How bits of wood are held together with glue has to be one of the most fascinating and magical aspects of this craft, especially for the non-academic among us. Curiously,many of the mechanical joints that have evolved over centuries, before glues became reliable, are still unquestionably used today such as the mortise & tenon, yet tradition is suddenly being challenged in other aspects of woodworking.

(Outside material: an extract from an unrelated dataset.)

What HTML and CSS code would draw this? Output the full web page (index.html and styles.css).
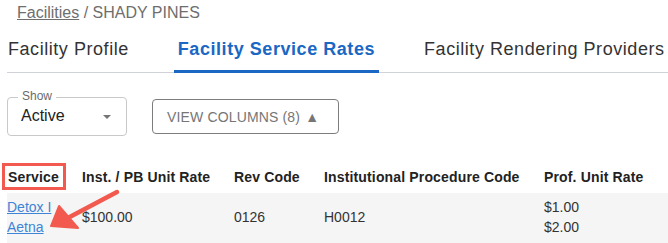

A current fad in the world of YouTube woodworking is ‘myth busting’ and mostly from the other side of the pond. YouTube today is undoubtedly the greatest influencer of woodworking practice, replacing what was taught in schools decades ago, but more than that – the many clickbait monetised titles are now suddenly challenging – cancelling – tradition, while at the same time continuing to endorse tradition in many other videos. How to cut dovetails is still a Holy Grail joint. Now, I never envisaged I would be defending tradition when I spent most of my furniture making career challenging it, but it’d be both arrogant and ignorant to negate centuries’ worth of woodworking knowledge. In fact, in 1985, I wrote that ‘Tradition without innovation is stagnant and innovation without tradition is frivolous’.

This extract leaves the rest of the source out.